No less crucial, however, is the student experience. “Financial aid is an incredibly important priority for us all at all levels,” says Garrett. “But I want to think about the student experience beyond the financials. So it means going into more interactive classrooms, and using faculty  more as facilitators and less as lecturers, and allowing students to apply what they’ve learned in the classroom in the real world. A lot of that will happen outside the class. That costs money. It’s a big financial commitment to do that kind of thing and we are in a position to do that.”
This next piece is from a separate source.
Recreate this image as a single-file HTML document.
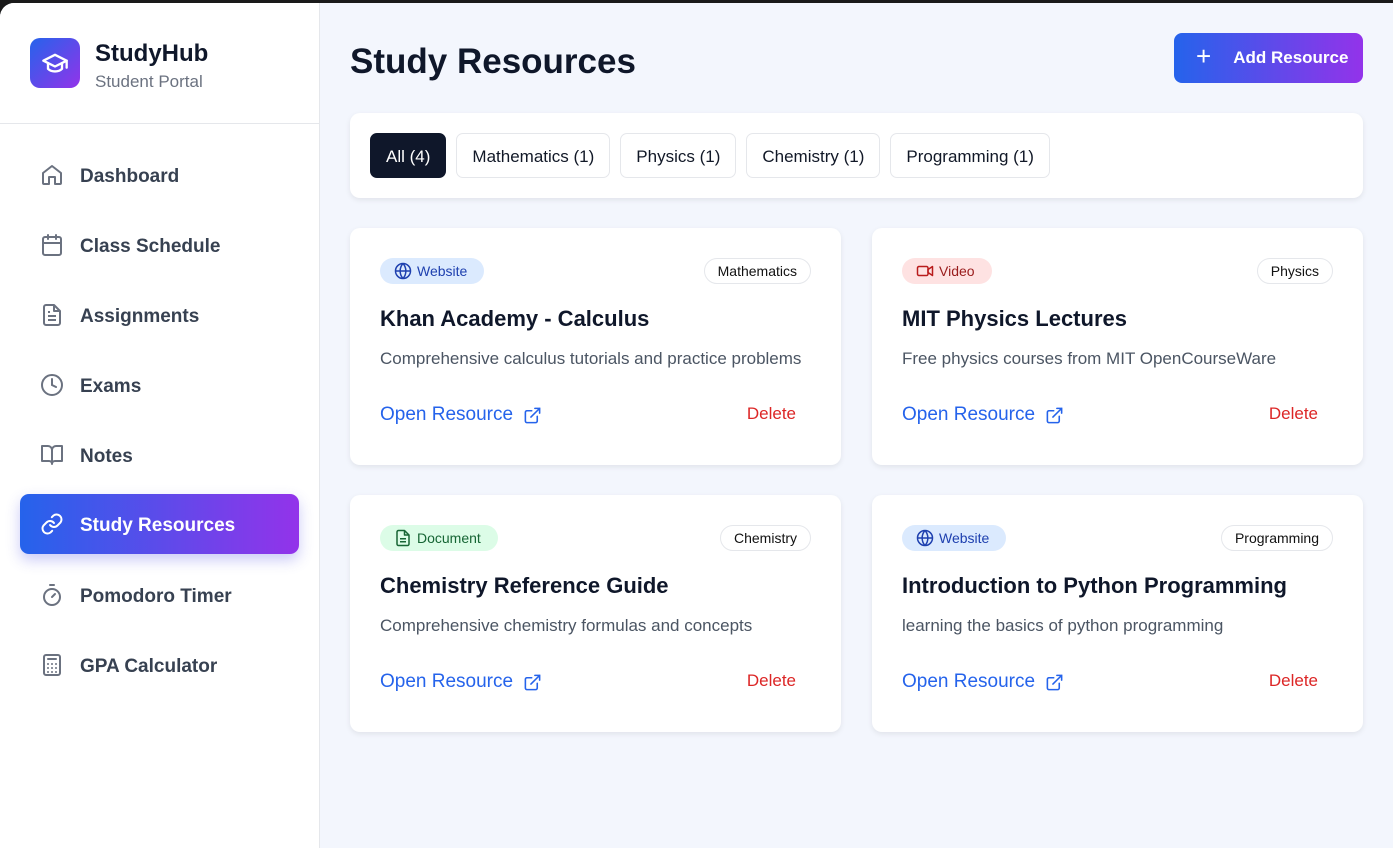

Garrett is betting especially big on experiential learning. “I think we are at the beginning stages of a process where there will be more learning by doing than learning by studying,” he maintains. “All of the stuff that used to be non-core is becoming more core. I think it’s what our students want. They want to learn some core skills, but they absolutely want to apply them. The two most obvious places we do experiential learning is in leadership and entrepreneurship. Eric Bradlow (faculty director and co-founder of Wharton’s Customer Analytics Initiative) wants to do learning by doing analytics for hundreds of our students (see Wharton’s Big Bet On Analytics). We can do that. If we can have our students working on real projects with real companies using real data that is better education, in my estimation. It is not reducing in absolute terms the in-class learning. It’s that we are adding more and more outside.”